§ **Data block**:
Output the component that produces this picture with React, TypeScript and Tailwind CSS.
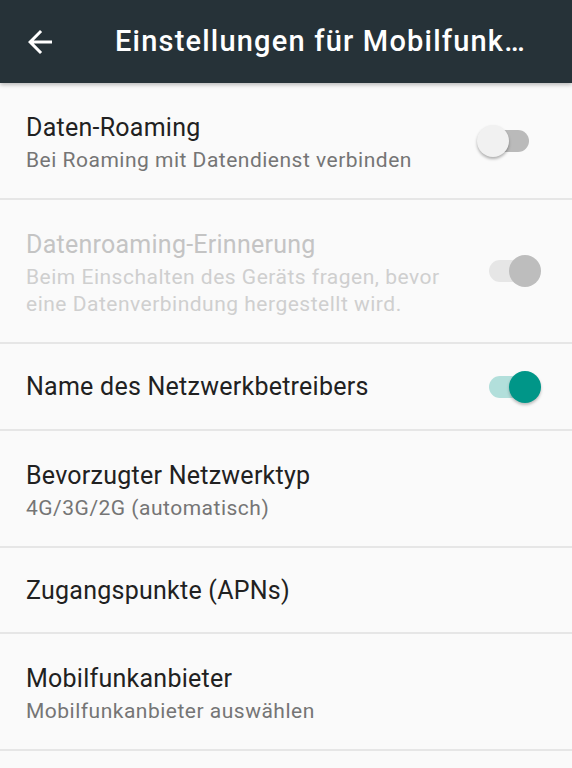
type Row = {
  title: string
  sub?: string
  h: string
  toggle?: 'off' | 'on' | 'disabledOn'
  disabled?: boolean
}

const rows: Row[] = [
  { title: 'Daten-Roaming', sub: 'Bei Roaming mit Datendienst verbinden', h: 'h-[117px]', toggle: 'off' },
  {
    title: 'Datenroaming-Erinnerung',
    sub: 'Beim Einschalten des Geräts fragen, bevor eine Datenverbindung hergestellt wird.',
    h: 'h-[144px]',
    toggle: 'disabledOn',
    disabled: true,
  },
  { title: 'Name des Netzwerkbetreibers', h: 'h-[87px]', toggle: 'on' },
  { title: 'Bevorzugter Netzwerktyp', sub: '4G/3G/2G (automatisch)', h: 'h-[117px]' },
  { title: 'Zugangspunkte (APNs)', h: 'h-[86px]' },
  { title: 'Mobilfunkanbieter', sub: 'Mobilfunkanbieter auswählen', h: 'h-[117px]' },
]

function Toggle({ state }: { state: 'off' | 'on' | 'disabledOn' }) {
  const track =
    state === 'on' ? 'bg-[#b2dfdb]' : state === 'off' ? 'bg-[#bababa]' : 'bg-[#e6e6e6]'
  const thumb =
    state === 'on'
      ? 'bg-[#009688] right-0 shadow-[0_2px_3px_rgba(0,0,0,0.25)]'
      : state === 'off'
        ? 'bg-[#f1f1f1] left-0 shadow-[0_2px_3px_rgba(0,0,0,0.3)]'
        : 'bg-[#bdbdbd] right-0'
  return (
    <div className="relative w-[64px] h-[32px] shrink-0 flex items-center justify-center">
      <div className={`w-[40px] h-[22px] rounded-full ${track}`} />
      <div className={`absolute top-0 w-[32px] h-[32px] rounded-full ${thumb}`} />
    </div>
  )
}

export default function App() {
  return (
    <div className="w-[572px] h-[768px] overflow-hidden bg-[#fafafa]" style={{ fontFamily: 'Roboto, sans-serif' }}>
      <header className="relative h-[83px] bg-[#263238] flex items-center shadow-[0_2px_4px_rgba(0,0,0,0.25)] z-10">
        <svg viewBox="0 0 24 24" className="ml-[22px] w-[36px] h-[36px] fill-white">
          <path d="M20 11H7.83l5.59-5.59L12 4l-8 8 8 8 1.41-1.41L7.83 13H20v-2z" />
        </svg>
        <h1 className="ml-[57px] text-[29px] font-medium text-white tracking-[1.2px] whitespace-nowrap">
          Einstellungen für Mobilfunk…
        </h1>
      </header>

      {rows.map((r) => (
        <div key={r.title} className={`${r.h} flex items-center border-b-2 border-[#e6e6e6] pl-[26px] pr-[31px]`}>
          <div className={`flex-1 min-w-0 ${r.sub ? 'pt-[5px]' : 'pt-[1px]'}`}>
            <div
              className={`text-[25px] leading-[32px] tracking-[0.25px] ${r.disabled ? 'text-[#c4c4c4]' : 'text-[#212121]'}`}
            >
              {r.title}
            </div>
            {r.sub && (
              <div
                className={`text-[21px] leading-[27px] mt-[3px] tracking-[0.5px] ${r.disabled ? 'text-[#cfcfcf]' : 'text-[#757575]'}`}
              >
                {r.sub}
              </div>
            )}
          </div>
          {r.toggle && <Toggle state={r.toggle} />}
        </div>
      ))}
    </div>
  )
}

§ **Your instructions**: Retype the whole listing, keeping every line identical and omitting all pictures.

§ **Answer**:
Output the component that produces this picture with React, TypeScript and Tailwind CSS.
type Row = {
  title: string
  sub?: string
  h: string
  toggle?: 'off' | 'on' | 'disabledOn'
  disabled?: boolean
}

const rows: Row[] = [
  { title: 'Daten-Roaming', sub: 'Bei Roaming mit Datendienst verbinden', h: 'h-[117px]', toggle: 'off' },
  {
    title: 'Datenroaming-Erinnerung',
    sub: 'Beim Einschalten des Geräts fragen, bevor eine Datenverbindung hergestellt wird.',
    h: 'h-[144px]',
    toggle: 'disabledOn',
    disabled: true,
  },
  { title: 'Name des Netzwerkbetreibers', h: 'h-[87px]', toggle: 'on' },
  { title: 'Bevorzugter Netzwerktyp', sub: '4G/3G/2G (automatisch)', h: 'h-[117px]' },
  { title: 'Zugangspunkte (APNs)', h: 'h-[86px]' },
  { title: 'Mobilfunkanbieter', sub: 'Mobilfunkanbieter auswählen', h: 'h-[117px]' },
]

function Toggle({ state }: { state: 'off' | 'on' | 'disabledOn' }) {
  const track =
    state === 'on' ? 'bg-[#b2dfdb]' : state === 'off' ? 'bg-[#bababa]' : 'bg-[#e6e6e6]'
  const thumb =
    state === 'on'
      ? 'bg-[#009688] right-0 shadow-[0_2px_3px_rgba(0,0,0,0.25)]'
      : state === 'off'
        ? 'bg-[#f1f1f1] left-0 shadow-[0_2px_3px_rgba(0,0,0,0.3)]'
        : 'bg-[#bdbdbd] right-0'
  return (
    <div className="relative w-[64px] h-[32px] shrink-0 flex items-center justify-center">
      <div className={`w-[40px] h-[22px] rounded-full ${track}`} />
      <div className={`absolute top-0 w-[32px] h-[32px] rounded-full ${thumb}`} />
    </div>
  )
}

export default function App() {
  return (
    <div className="w-[572px] h-[768px] overflow-hidden bg-[#fafafa]" style={{ fontFamily: 'Roboto, sans-serif' }}>
      <header className="relative h-[83px] bg-[#263238] flex items-center shadow-[0_2px_4px_rgba(0,0,0,0.25)] z-10">
        <svg viewBox="0 0 24 24" className="ml-[22px] w-[36px] h-[36px] fill-white">
          <path d="M20 11H7.83l5.59-5.59L12 4l-8 8 8 8 1.41-1.41L7.83 13H20v-2z" />
        </svg>
        <h1 className="ml-[57px] text-[29px] font-medium text-white tracking-[1.2px] whitespace-nowrap">
          Einstellungen für Mobilfunk…
        </h1>
      </header>

      {rows.map((r) => (
        <div key={r.title} className={`${r.h} flex items-center border-b-2 border-[#e6e6e6] pl-[26px] pr-[31px]`}>
          <div className={`flex-1 min-w-0 ${r.sub ? 'pt-[5px]' : 'pt-[1px]'}`}>
            <div
              className={`text-[25px] leading-[32px] tracking-[0.25px] ${r.disabled ? 'text-[#c4c4c4]' : 'text-[#212121]'}`}
            >
              {r.title}
            </div>
            {r.sub && (
              <div
                className={`text-[21px] leading-[27px] mt-[3px] tracking-[0.5px] ${r.disabled ? 'text-[#cfcfcf]' : 'text-[#757575]'}`}
              >
                {r.sub}
              </div>
            )}
          </div>
          {r.toggle && <Toggle state={r.toggle} />}
        </div>
      ))}
    </div>
  )
}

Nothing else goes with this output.